Coggins, Stender attend Normandy Institute
HARVEST – Sparkman High School teacher Erin Coggins and student Erin Stender were chosen to attend the National History Day Albert H. Small Normandy Scholars’ Institute in France.
Coggins and Stender are the first team from Alabama to participate in this two-week extensive study of World War II. National History Day at the University of Maryland sponsors the institute. Albert Small pays all expenses.
After learning about the institute at a Stanford University workshop, Coggins applied and nominated Stender, editor of Sparkman’s “Crimson Crier.” Approved last December, the two researched a ‘silent hero’ who had fought, read D-Day materials and discussed topics online.

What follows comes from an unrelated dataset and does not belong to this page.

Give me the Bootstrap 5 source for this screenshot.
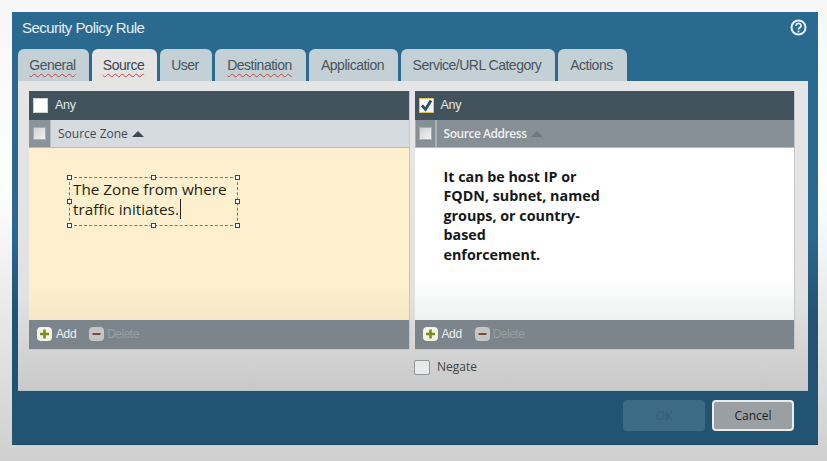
<!DOCTYPE html>
<html lang="en">
<head>
    <meta charset="UTF-8">
    <meta name="viewport" content="width=device-width, initial-scale=1.0">
    <title>Security Policy Rule</title>
    <link rel="stylesheet" href="https://cdn.jsdelivr.net/npm/bootstrap@5.3.0/dist/css/bootstrap.min.css">
    <style>
        html, body { height: 461px; overflow: hidden; }
        body { background: linear-gradient(#f6f6f6, #fff 40%, #cfcfcf 100%); padding: 12px 9px 16px 12px; font-family: "Liberation Sans", sans-serif; }
        .rule-dialog { height: 433px; background: linear-gradient(#2b6a90, #2a6a8f 50%, #235372 70%, #235372); padding: 0 10px 0 6px; border-bottom: 1px solid #1c4a66; }
        .rule-title { height: 37px; color: #e6eff4; font-size: 15px; letter-spacing: -.55px; padding: 0 0 4px 4px; }
        .help-icon { margin-right: 1px; margin-top: -3px; }
        .rule-tabs { height: 32px; gap: 3px; padding-left: 0; }
        .rule-tab { background: #c3d1d6; color: #4a5358; font-size: 14px; letter-spacing: -.5px; border-radius: 6px 6px 0 0; height: 32px; line-height: 32px; text-align: center; padding-right: 2px; }
        .rule-tab.active-tab { background: #e4e4e4; color: #3d464c; }
        .squiggle { text-decoration: underline wavy #c8453f 1px; text-underline-offset: 3px; }
        .rule-body { height: 310px; background: linear-gradient(#e5e5e5, #e2e2e2 70%, #c9c9c9); padding: 10px 13px 0 11px; border-bottom: 1px solid #b9c3c8; }
        .rule-cols { gap: 5px; }
        .rule-col { width: 380.5px; border: 1px solid #c4c8ca; border-width: 0 1px 1px 0; }
        .any-bar { height: 29px; background: #42525c; color: #e4e8ea; font-size: 12.5px; letter-spacing: -.3px; padding-left: 4px; gap: 7px; }
        .any-box { width: 15px; height: 15px; background: #fff; border: 1px solid #cdd2d5; }
        .any-box.checked { border-color: #e5bf5a; border-width: 1.5px; background: #f4f6f8; }
        .head-bar { height: 28px; border-bottom: 1px solid #b5bcc0; font-family: "Open Sans", sans-serif; font-size: 12px; }
        .head-bar.pale { background: #d6dbdf; color: #3e4a52; }
        .head-bar.dim { background: #858f95; color: #eef1f2; font-weight: 600; letter-spacing: -.45px; }
        .head-check { width: 22px; height: 100%; background: #8b9499; border-right: 1px solid #b5bcc0; margin-right: 7px; }
        .head-bar.dim .head-check { width: 22px; background: #858f95; border-left: 1px solid #a9b1b5; border-right: 2px solid #a9b1b5; }
        .head-box { width: 13px; height: 13px; background: linear-gradient(135deg, #cfd2d4, #f2f2f2); border: 1px solid #a7adb1; }
        .sort-up { width: 0; height: 0; border: 6px solid transparent; border-top: 0; border-bottom: 6px solid #3e4a52; margin-left: 4px; }
        .head-bar.dim .sort-up { border-bottom-color: #6e787e; }
        .list-pane { height: 172px; position: relative; }
        .list-pane.yellow { background: linear-gradient(#fef0cf, #fef0cf 80%, #f6e8c5); }
        .list-pane.white { background: linear-gradient(#fff, #fff 75%, #eff1f1); padding: 18.5px 0 0 29px; }
        .address-note { width: 170px; font-family: "Open Sans", sans-serif; font-weight: 700; font-size: 14.3px; line-height: 19.6px; color: #16181a; }
        .zone-note { position: absolute; left: 40px; top: 29px; width: 169px; height: 49px; border: 1px dashed #3c8aa6; font-family: "Open Sans", sans-serif; font-size: 15.3px; line-height: 20px; color: #241f14; padding: 1px 0 0 3px; white-space: nowrap; }
        .zone-note .caret-bar { border-right: 1.5px solid #222; padding-right: 1px; }
        .grip { position: absolute; width: 5px; height: 5px; background: #fff; border: 1px solid #444; }
        .foot-bar { height: 29px; background: #7b858b; padding: 0 0 1px 8px; font-size: 12px; letter-spacing: -.4px; color: #eef1f2; }
        .foot-btn { width: 15px; height: 14px; border-radius: 4px; margin-right: 4px; }
        .foot-btn.add { background: #f2f4e6; }
        .foot-btn.del { background: #c4c6c6; margin-left: 13px; margin-right: 3px; }
        .foot-off { color: #959da2; letter-spacing: -.5px; }
        .negate-row { margin: 8px 0 0 385px; font-family: "Open Sans", sans-serif; font-size: 12px; color: #40454a; gap: 7px; }
        .negate-box { width: 16px; height: 15px; background: #e9e9e9; border: 1px solid #8f979c; border-radius: 2px; }
        .rule-actions { height: 55px; padding: 9px 14px 0 0; gap: 7px; }
        .rule-btn { width: 82px; height: 31px; border-radius: 4px; font-family: "Open Sans", sans-serif; font-size: 12px; padding: 0; }
        .rule-btn.off { background: #4a7892; color: #3b6780; border: 0; }
        .rule-btn.on { background: #9a9fa4; color: #1c2024; border: 2px solid #e9ecec; }
    </style>
</head>
<body>
    <div class="rule-dialog">
        <div class="rule-title d-flex align-items-center justify-content-between">
            <span>Security Policy Rule</span>
            <svg class="help-icon" width="17" height="17" viewBox="0 0 17 17">
                <circle cx="8.5" cy="8.5" r="7" fill="#2c6b94" stroke="#e8f1f6" stroke-width="2"/>
                <path d="M6 6.8a2.5 2.3 0 1 1 3.7 2c-.8.5-1.2.8-1.2 1.7" fill="none" stroke="#e8f1f6" stroke-width="1.7"/>
                <circle cx="8.5" cy="12.6" r="1" fill="#e8f1f6"/>
            </svg>
        </div>
        <div class="rule-tabs d-flex">
            <div class="rule-tab" style="width:71px"><span class="squiggle">General</span></div>
            <div class="rule-tab active-tab" style="width:65px"><span class="squiggle">Source</span></div>
            <div class="rule-tab" style="width:52px">User</div>
            <div class="rule-tab" style="width:91px"><span class="squiggle">Destination</span></div>
            <div class="rule-tab" style="width:89px">Application</div>
            <div class="rule-tab" style="width:154px">Service/URL Category</div>
            <div class="rule-tab" style="width:69px">Actions</div>
        </div>
        <div class="rule-body">
            <div class="rule-cols d-flex">
                <div class="rule-col">
                    <div class="any-bar d-flex align-items-center"><span class="any-box"></span>Any</div>
                    <div class="head-bar pale d-flex align-items-center">
                        <span class="head-check d-flex align-items-center justify-content-center"><span class="head-box"></span></span>
                        Source Zone<span class="sort-up"></span>
                    </div>
                    <div class="list-pane yellow">
                        <div class="zone-note">
                            The Zone from where<br><span class="caret-bar">traffic initiates.</span>
                            <span class="grip" style="left:-3px;top:-3px"></span>
                            <span class="grip" style="left:81px;top:-3px"></span>
                            <span class="grip" style="right:-3px;top:-3px"></span>
                            <span class="grip" style="left:-3px;top:21px"></span>
                            <span class="grip" style="right:-3px;top:21px"></span>
                            <span class="grip" style="left:-3px;bottom:-3px"></span>
                            <span class="grip" style="left:81px;bottom:-3px"></span>
                            <span class="grip" style="right:-3px;bottom:-3px"></span>
                        </div>
                    </div>
                    <div class="foot-bar d-flex align-items-center">
                        <svg class="foot-btn add" viewBox="0 0 15 14"><path d="M7.5 2.5v9M3 7h9" stroke="#7c8a1e" stroke-width="2.6"/></svg>Add
                        <svg class="foot-btn del" viewBox="0 0 15 14"><path d="M3.5 7h8" stroke="#7d4a3a" stroke-width="2.2"/></svg><span class="foot-off">Delete</span>
                    </div>
                </div>
                <div class="rule-col">
                    <div class="any-bar d-flex align-items-center">
                        <span class="any-box checked d-flex align-items-center justify-content-center">
                            <svg width="13" height="13" viewBox="0 0 13 13"><path d="M2 6.5l3.5 4L11 1.5" fill="none" stroke="#24506f" stroke-width="2.8"/></svg>
                        </span>Any
                    </div>
                    <div class="head-bar dim d-flex align-items-center">
                        <span class="head-check d-flex align-items-center justify-content-center"><span class="head-box"></span></span>
                        Source Address<span class="sort-up"></span>
                    </div>
                    <div class="list-pane white">
                        <div class="address-note">It can be host IP or FQDN, subnet, named groups, or country-<br>based<br>enforcement.</div>
                    </div>
                    <div class="foot-bar d-flex align-items-center">
                        <svg class="foot-btn add" viewBox="0 0 15 14"><path d="M7.5 2.5v9M3 7h9" stroke="#7c8a1e" stroke-width="2.6"/></svg>Add
                        <svg class="foot-btn del" viewBox="0 0 15 14"><path d="M3.5 7h8" stroke="#7d4a3a" stroke-width="2.2"/></svg><span class="foot-off">Delete</span>
                    </div>
                </div>
            </div>
            <div class="negate-row d-flex align-items-center"><span class="negate-box"></span>Negate</div>
        </div>
        <div class="rule-actions d-flex justify-content-end">
            <button class="btn rule-btn off" type="button" disabled>OK</button>
            <button class="btn rule-btn on" type="button">Cancel</button>
        </div>
    </div>
    <script src="https://cdn.jsdelivr.net/npm/bootstrap@5.3.0/dist/js/bootstrap.bundle.min.js"></script>
</body>
</html>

On June 20-25, Coggins and Stender joined 15 teams in Washington D.C. for sessions with historians and sightseeing at national memorials. Arriving in Paris on June 26, they traveled to Utah Beach, Omaha Beach, Gold Beach, Point du Hoc, St. Lo, St. Mere Eglise, along with German, British and American cemeteries.
“At each stop, students gave briefings on D-Day subjects. Erin gave her briefing at Point du Hoc on bomber escorts since our ‘Silent Hero,’ Capt. Malcolm A. Smith of Birmingham, was a bomber escort,” Coggins said.

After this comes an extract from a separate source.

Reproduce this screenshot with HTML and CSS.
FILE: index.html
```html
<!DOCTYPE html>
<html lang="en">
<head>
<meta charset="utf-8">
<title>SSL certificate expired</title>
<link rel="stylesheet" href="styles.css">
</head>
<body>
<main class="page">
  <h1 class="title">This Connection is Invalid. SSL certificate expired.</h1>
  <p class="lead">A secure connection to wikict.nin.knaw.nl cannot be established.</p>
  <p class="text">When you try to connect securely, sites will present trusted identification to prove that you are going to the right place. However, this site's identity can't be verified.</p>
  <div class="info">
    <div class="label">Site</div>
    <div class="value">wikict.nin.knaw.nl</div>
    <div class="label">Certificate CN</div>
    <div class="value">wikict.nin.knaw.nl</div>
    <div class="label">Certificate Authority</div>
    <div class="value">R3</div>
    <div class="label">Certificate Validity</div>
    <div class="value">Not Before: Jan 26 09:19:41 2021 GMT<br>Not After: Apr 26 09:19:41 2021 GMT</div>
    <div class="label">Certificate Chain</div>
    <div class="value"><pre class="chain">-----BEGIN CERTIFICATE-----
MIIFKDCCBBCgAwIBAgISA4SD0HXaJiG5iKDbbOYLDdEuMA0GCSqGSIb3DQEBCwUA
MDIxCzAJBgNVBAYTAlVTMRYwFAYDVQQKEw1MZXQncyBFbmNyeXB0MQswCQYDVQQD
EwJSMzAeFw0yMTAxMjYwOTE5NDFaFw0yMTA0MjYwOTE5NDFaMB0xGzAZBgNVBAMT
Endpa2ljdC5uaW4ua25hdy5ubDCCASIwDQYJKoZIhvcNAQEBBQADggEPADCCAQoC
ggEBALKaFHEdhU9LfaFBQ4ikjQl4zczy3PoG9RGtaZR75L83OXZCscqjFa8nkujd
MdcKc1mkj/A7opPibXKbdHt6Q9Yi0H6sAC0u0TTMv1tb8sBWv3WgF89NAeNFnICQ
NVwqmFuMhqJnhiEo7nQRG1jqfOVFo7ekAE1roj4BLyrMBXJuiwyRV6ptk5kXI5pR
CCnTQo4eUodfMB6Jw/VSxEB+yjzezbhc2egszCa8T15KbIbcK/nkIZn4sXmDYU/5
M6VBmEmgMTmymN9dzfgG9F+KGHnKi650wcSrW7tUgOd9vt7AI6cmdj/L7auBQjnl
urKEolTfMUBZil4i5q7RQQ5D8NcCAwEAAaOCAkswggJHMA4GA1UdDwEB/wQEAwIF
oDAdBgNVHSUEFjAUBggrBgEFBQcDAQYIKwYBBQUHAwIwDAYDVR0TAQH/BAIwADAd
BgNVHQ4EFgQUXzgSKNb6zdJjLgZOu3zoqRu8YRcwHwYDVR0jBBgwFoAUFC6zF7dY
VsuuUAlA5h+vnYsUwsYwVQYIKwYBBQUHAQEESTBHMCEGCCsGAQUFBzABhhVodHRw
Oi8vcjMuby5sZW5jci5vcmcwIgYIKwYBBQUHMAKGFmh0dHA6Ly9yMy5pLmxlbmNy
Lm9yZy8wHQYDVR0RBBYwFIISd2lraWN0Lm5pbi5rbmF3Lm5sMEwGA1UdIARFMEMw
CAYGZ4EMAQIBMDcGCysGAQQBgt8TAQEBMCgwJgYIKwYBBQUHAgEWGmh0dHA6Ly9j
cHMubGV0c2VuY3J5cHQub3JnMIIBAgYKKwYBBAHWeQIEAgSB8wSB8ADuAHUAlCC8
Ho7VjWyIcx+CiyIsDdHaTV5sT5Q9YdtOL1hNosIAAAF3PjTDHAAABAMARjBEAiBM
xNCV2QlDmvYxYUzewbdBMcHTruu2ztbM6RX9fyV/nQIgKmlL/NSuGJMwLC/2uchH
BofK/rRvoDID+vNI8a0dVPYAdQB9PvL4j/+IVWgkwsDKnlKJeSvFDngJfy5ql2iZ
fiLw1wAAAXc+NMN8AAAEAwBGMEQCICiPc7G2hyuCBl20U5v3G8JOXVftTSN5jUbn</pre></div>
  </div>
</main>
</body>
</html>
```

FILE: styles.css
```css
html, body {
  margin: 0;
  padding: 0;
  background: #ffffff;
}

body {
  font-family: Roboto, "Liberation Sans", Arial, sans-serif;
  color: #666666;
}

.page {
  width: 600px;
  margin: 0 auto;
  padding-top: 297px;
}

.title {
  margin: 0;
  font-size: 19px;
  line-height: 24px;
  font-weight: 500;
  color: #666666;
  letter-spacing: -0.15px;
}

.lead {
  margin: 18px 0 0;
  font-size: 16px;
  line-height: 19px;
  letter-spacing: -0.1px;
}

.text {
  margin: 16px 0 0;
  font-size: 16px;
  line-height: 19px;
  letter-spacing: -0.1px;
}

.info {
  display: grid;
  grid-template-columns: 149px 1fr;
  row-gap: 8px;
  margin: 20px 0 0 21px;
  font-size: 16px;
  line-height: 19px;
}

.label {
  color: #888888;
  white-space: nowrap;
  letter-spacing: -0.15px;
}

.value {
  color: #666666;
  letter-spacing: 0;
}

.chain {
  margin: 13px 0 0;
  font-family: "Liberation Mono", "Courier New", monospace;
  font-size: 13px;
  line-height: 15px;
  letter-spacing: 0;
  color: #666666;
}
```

They walked the beaches in silent respect. At Omaha, the group met a man who has collected D-Day items off the beach for 20 years to open his own museum in Normandy. Stender presented him with the group’s coveted red jacket.
Coggins and Stender were surprised at sunbathers on “sacred ground” of Utah and Omaha beaches. Then, she realized lives sacrificed on those beaches led to French freedom.
Stender delivered a eulogy at Capt. Smith’s gravesite. “On May 21, 1944, he was shot down over Vibraye. Witnesses say he ditched the village to crash in a pasture, saving lives,” Stender said.
“Erin and I met Capt. Smith’s niece, June Mack and (read) many letters and diaries of her Uncle Mac. June is a communications professor at the University of Alabama at Birmingham,” Coggins said.
Stender is creating a website dedicated to Smith. Coggins and Stender are available for presentations.